Durch den Sitz im Verwaltungsausschuss konnte Sascha Schellin zum 3. stellvertretenden Bürgermeister gewählt werden. Nach der Neubesetzung des VAs muss er dieses Amt aber ebenfalls niederlegen, denn die Hauptsatzung der Gemeinde Adendorf setzt Beiordnung zum VA voraus (§4 Hauptsatzung). Die Neubesetzung mit Rolf-Werner Wagner im Verwaltungsausschuss wird also demnächst dazu führen, dass die SPD vermutlich selbigen zur Wahl aufstellen lassen wird, denn die möglichen SPD-Kandidaten sind: Rolf-Werner Wagner, Jürgen Schreiber und Ronald Steinberg.

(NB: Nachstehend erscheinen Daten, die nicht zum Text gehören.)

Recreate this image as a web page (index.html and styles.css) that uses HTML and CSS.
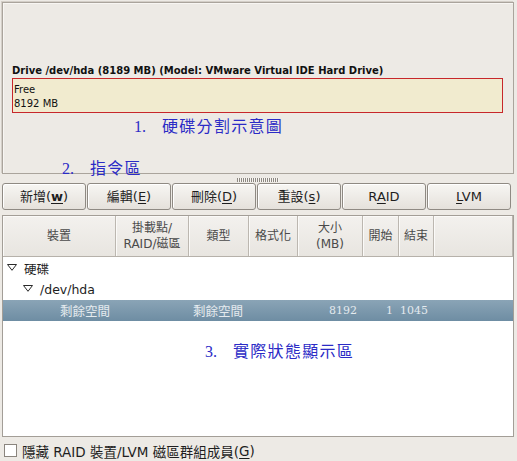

Sascha Schellin ist natürlich weiterhin Ratsmitglied – aber welche Funktion und Auswirkung haben seine 800 Stimmen noch? Uns ist völlig unklar, weshalb Sascha Schellin darauf verzichtet direkten Einfluss für seine 800 Wählerstimmen im wichtigsten Ausschuss ausüben zu können!? Er ist nun darauf angewiesen, dass Andere innerhalb der SPD-Fraktion seine Themen voranbringen.

Der Nächste geht

Gestern dann mit Wilko Maack der nächste junge Ratsherr der sein Ratsmandat beendet. Wilko Maack, der als neuer und zweitjüngster Kandidat der SPD aus dem Stand und ohne große Wahlwerbung sagenhafte 671 Stimmen (Direktmandat) holte. Für ihn rückt nun Sebastian Dittmers nach, der zwar Letzter auf der Liste der SPD war, aber mit 95 Stimmen einfach der Nächste ist. Auch hier stehen die Stimmen von Sebastian Dittmers von 95 : 671 in keinem Verhältnis zu denen von Wilko Maack.

Nachgerechnet: Wie unbemerkt 2000 Wählerstimmen In der Liste verschwinden!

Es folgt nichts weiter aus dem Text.